Une édition électronique réalisée à partir de l'article de Georges-Henri Lévesque, “Sciences sociales et progrès humain”. Un texte publié dans l’ouvrage sous la direction de Roger-J. Bédard, L’essor économique du Québec, pp. 228-232. Montréal: Librairie Beauchemin, 1969, 524 pp. Texte originalement publié dans Revue de l’Université Laval, septembre 1948, pp. 37-??.

[228]

Georges-Henri Lévesque

Sciences sociales
et progrès humain
”.

Un texte publié dans l’ouvrage sous la direction de Roger-J. Bédard, L’essor économique du Québec, pp. 228-232. Montréal : Librairie Beauchemin, 1969, 524 pp. Texte originalement publié dans Revue de l’Université Laval, septembre 1948, pp. 37-??.



Progredi, c'est-à-dire avancer. Tout progrès n'est pas autre chose qu'une marche en avant. Le progrès humain, c'est un accomplissement de l'homme en tant que personne individuelle et membre des communautés naturelles et surnaturelles dans lesquelles il est nécessairement engagé.

On peut dire que cet accomplissement de l'homme et, par lui, de l'humanité se réalise dans la mesure même où il se cultive, c'est-à-dire, où il connaît et perfectionne son être et les relations que cet être dit essentiellement aux autres qui l'entourent. Le progrès de l'humanité consiste donc avant tout dans la culture personnelle et sociale des humains. Le progrès humain, en effet, précisément parce qu'il implique et suppose la culture intégrale de l'homme, est inconcevable sans sa culture sociale. Et c'est ici que s'insèrent les sciences sociales comme éléments de culture et donc condition du progrès.

Parce qu'il est de sa nature un animal social et que l'association est un des grands faits de sa vie, l'homme doit pour bien vivre avoir non seulement conscience mais science de cette vie sociale. Pour cela il doit en connaître les conditions, les formes et les exigences. Bref, il y a une science de la vie en société, et le progrès humain exige que les lois en soient connues et les impératifs appliqués.

Dans l'université, institution de culture « universelle », c'est le rôle d'une Faculté des sciences sociales d'étudier cet aspect particulier et très important de la vie humaine qu'on appelle la vie sociale. C'est ce que la Faculté des sciences sociales de Laval a pour sa part essayé de faire le moins imparfaitement possible. Et pour que l'étude de la vie sociale soit vraiment scientifique, objective et scrupuleusement fidèle à toute la réalité des choses, on a voulu que son enseignement couvrît tous les aspects possibles de cette vie.

C'est pourquoi, dans l'expression « sciences sociales » nous donnons au mot « sociales » l'extension la plus large possible. Il s'agit en effet d'étudier la vie en société (in genere) qui est une vie en plusieurs sociétés (in particulari).

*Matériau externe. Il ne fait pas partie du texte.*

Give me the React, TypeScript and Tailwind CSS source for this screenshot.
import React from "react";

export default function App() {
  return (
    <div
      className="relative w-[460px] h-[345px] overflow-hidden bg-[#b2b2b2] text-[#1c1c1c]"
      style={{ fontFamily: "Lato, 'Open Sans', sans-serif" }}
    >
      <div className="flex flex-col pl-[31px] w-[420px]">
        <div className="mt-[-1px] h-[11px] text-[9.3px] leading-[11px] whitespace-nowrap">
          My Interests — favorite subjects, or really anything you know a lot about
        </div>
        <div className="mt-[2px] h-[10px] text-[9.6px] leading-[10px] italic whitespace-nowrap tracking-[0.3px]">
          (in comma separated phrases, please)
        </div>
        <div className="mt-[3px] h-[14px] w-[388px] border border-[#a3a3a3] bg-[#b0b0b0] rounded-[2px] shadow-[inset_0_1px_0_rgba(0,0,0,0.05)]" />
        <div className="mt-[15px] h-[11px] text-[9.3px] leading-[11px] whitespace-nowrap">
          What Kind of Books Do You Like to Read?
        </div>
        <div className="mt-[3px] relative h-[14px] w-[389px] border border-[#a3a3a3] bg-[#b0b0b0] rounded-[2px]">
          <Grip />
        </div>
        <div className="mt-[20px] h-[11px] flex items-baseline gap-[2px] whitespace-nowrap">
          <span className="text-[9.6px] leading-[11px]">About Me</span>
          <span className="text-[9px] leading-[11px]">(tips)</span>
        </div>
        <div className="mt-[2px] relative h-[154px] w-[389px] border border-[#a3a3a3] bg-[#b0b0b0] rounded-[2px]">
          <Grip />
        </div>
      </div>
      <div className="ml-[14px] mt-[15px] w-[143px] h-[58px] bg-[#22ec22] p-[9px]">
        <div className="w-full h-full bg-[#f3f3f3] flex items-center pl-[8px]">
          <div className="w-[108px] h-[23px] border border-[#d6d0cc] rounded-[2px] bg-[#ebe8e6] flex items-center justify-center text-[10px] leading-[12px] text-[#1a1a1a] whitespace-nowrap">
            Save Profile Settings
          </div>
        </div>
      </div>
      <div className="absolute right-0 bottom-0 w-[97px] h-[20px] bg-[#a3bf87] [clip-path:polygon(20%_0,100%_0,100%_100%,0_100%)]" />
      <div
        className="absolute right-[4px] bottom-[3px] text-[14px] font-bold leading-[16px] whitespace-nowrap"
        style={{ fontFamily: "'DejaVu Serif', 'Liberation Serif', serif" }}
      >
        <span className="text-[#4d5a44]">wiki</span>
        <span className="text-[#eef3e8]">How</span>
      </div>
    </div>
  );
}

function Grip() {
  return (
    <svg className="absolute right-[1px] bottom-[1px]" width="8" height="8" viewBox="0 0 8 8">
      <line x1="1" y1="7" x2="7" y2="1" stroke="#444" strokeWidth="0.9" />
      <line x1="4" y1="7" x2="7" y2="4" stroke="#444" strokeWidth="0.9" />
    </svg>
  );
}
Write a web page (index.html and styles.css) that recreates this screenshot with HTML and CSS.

Par vie sociale nous entendons donc [229] la vie dans toutes les sociétés possibles : formes primaires de la famille, de la profession, de l'État (municipal, provincial, fédéral), de la société internationale, de la société religieuse, etc., et formes secondaires artistiques, sportives, etc. Nous entendons aussi l'étude plus profonde et plus large du fait de la vie en société sous quelque forme que ce soit. Pour nous, l'objet des études sociales c'est donc la vie sociale intégrale, c'est-à-dire toute la vie de toutes les sociétés.

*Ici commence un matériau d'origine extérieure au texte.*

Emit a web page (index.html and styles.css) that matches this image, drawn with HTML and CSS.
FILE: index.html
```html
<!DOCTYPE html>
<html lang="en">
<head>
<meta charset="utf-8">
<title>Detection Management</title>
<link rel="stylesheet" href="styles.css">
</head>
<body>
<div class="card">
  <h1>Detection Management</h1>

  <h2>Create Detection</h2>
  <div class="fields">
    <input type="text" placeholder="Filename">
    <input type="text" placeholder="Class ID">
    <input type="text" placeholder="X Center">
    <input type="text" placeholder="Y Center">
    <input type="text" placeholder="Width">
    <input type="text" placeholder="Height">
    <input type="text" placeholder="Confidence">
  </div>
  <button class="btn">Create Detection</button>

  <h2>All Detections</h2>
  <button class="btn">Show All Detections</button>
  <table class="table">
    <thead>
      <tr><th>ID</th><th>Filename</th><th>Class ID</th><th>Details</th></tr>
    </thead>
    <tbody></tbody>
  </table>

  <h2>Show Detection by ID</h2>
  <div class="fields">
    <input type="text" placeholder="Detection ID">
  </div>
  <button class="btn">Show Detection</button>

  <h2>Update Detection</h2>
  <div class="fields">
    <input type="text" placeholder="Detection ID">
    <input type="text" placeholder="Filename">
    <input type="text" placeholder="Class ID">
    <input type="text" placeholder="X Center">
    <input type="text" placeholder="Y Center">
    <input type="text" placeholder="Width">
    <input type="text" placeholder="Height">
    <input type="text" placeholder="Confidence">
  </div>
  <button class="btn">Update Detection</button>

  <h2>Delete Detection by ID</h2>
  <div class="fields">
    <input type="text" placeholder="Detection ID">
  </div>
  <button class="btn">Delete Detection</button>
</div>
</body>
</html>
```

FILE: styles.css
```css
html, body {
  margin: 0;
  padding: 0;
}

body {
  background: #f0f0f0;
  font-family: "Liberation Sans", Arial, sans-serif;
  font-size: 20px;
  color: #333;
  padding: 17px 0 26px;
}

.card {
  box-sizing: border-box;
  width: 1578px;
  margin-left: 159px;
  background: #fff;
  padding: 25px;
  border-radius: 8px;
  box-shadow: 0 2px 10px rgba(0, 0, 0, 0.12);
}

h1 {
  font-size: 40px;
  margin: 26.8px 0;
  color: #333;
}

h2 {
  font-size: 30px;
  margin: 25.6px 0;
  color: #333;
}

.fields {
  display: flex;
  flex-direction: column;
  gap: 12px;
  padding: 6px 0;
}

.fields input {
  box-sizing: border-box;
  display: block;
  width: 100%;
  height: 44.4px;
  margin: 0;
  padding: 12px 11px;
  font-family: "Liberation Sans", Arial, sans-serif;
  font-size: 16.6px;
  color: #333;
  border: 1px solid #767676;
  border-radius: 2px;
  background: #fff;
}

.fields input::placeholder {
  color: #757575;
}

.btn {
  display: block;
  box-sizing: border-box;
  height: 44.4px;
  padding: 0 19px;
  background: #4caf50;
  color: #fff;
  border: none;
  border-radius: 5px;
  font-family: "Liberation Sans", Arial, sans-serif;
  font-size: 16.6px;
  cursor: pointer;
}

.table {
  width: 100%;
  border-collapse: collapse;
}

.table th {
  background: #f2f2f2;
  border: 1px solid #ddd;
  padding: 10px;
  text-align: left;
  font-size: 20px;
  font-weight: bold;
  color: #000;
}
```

C'est en fonction de cet objet, c'est-à-dire de la vie sociale entendue dans sa compréhension la plus profonde et son extension la plus large que nous avons bâti la structure actuelle de notre Faculté.

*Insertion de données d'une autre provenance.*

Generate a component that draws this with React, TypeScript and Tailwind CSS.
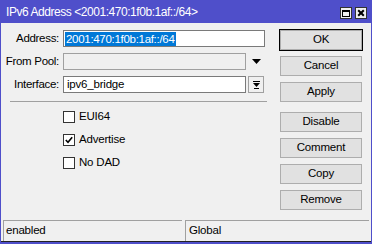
import React from "react";

const font = { fontFamily: '"Liberation Sans", Arial, sans-serif' };

function Btn({ label, def }: { label: string; def?: boolean }) {
  if (def) {
    return (
      <div className="h-[22px] w-[84px] border border-black">
        <div className="h-full w-full flex items-center justify-center text-[11.5px] tracking-[-0.2px] text-black bg-[#e1e1e1] border border-[#adadad]">
          {label}
        </div>
      </div>
    );
  }
  return (
    <div className="h-[20px] w-[82px] mx-[1px] flex items-center justify-center text-[11.5px] tracking-[-0.2px] text-black bg-[#e1e1e1] border border-[#adadad]">
      {label}
    </div>
  );
}

function Check({ label, checked }: { label: string; checked?: boolean }) {
  return (
    <div className="flex items-center h-[12px] gap-[4px]">
      <div className="w-[12px] h-[12px] border border-[#333333] bg-white flex items-center justify-center">
        {checked && (
          <svg width="8" height="8" viewBox="0 0 8 8">
            <path d="M0.8 4 L3 6.3 L7.2 1.2" stroke="#000" strokeWidth="1.6" fill="none" />
          </svg>
        )}
      </div>
      <span className="text-[11.5px] tracking-[-0.2px] text-black leading-none">{label}</span>
    </div>
  );
}

export default function App() {
  return (
    <div className="w-[372px] h-[244px] bg-[#4f4fca] pl-[1px] pr-[1px] pb-[2px] flex flex-col" style={font}>
      <div className="h-[23px] flex items-center justify-between pl-[5px] pr-[4px] shrink-0">
        <span className="text-white text-[12px] tracking-[-0.45px] mt-[1px]">IPv6 Address &lt;2001:470:1f0b:1af::/64&gt;</span>
        <div className="flex gap-[3px] mt-[3px]">
          <div className="w-[12px] h-[12px] bg-[#f0f0f0] border border-[#333] flex items-center justify-center">
            <div className="w-[8px] h-[7px] border border-black border-t-2"></div>
          </div>
          <div className="w-[12px] h-[12px] bg-[#f0f0f0] border border-[#333] flex items-center justify-center">
            <svg width="8" height="8" viewBox="0 0 8 8">
              <path d="M1.2 1.2 L6.8 6.8 M6.8 1.2 L1.2 6.8" stroke="#000" strokeWidth="2" />
            </svg>
          </div>
        </div>
      </div>
      <div className="flex-1 bg-[#f0f0f0] flex flex-col border-b border-[#222]">
        <div className="flex-1 flex pt-[6px]">
          <div className="w-[278px] flex flex-col pl-[2px]">
            <div className="flex items-center h-[17px] mt-[1px]">
              <span className="w-[60px] text-right text-[11.5px] tracking-[-0.3px] text-black pr-[4px]">Address:</span>
              <div className="w-[202px] h-[17px] border border-[#7a7a7a] bg-white flex items-center pl-[1px]">
                <span className="bg-[#0078d7] text-white text-[11.5px] tracking-[-0.3px] leading-[14px] px-[1px]">2001:470:1f0b:1af::/64</span>
              </div>
            </div>
            <div className="flex items-center h-[17px] mt-[6px]">
              <span className="w-[60px] text-right text-[11.5px] tracking-[-0.3px] text-black pr-[4px]">From Pool:</span>
              <div className="w-[183px] h-[17px] border border-[#a0a0a0] bg-[#f0f0f0]"></div>
              <div className="w-[20px] flex justify-center">
                <svg width="9" height="5" viewBox="0 0 9 5"><path d="M0 0 H9 L4.5 5 Z" fill="#000" /></svg>
              </div>
            </div>
            <div className="flex items-center h-[17px] mt-[6px]">
              <span className="w-[60px] text-right text-[11.5px] tracking-[-0.3px] text-black pr-[4px]">Interface:</span>
              <div className="w-[183px] h-[17px] border border-[#7a7a7a] bg-white flex items-center pl-[3px] text-[11.5px] tracking-[-0.2px] text-black">ipv6_bridge</div>
              <div className="w-[16px] h-[17px] ml-[2px] border border-[#a0a0a0] bg-[#f0f0f0] flex items-center justify-center">
                <svg width="7" height="8" viewBox="0 0 7 8">
                  <path d="M0 0.5 H7" stroke="#000" strokeWidth="1" />
                  <path d="M0 2 H7 L3.5 6 Z" fill="#000" />
                  <path d="M1 7.5 H6" stroke="#000" strokeWidth="1" />
                </svg>
              </div>
            </div>
            <div className="h-[1px] bg-[#a0a0a0] w-[257px] ml-[7px] mt-[8px]"></div>
            <div className="flex flex-col gap-[11px] pl-[60px] mt-[9px]">
              <Check label="EUI64" />
              <Check label="Advertise" checked />
              <Check label="No DAD" />
            </div>
          </div>
          <div className="flex flex-col gap-[6px]">
            <Btn label="OK" def />
            <div className="flex flex-col gap-[6px] -mt-[1px]">
              <Btn label="Cancel" />
              <Btn label="Apply" />
            </div>
            <div className="flex flex-col gap-[6px] mt-[4px]">
              <Btn label="Disable" />
              <Btn label="Comment" />
              <Btn label="Copy" />
              <Btn label="Remove" />
            </div>
          </div>
        </div>
        <div className="h-[21px] flex gap-[3px] pl-[2px] pr-[2px] shrink-0">
          <div className="w-[179px] border-t border-l border-[#a0a0a0] flex items-center pl-[2px] text-[11.5px] tracking-[-0.2px] text-black">enabled</div>
          <div className="flex-1 border-t border-l border-[#a0a0a0] flex items-center pl-[3px] text-[11.5px] tracking-[-0.2px] text-black">Global</div>
        </div>
      </div>
    </div>
  );
}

C'est ainsi que, pour faire une étude approfondie de la vie sociale comme telle dans les différentes sociétés nous avons fondé notre Département de sociologie et de morale sociale qui constitue à cet égard, si on le compare aux autres départements, le plus important et celui qui est à la base de tous les autres.

Mais en étudiant ainsi la vie des différentes sociétés qui s'offrent à notre observation nous constatons que l'économique y joue un grand rôle et en conditionne largement la vie ; c'est pourquoi nous avons créé notre Département de l'économique, qui se spécialise dans l'étude de ces questions. Et à côté de ce département se trouve l'École de commerce rattachée récemment à la Faculté et où, en plus d'un enseignement théorique et pratique des matières commerciales, on donne aux étudiants un entraînement direct aux affaires.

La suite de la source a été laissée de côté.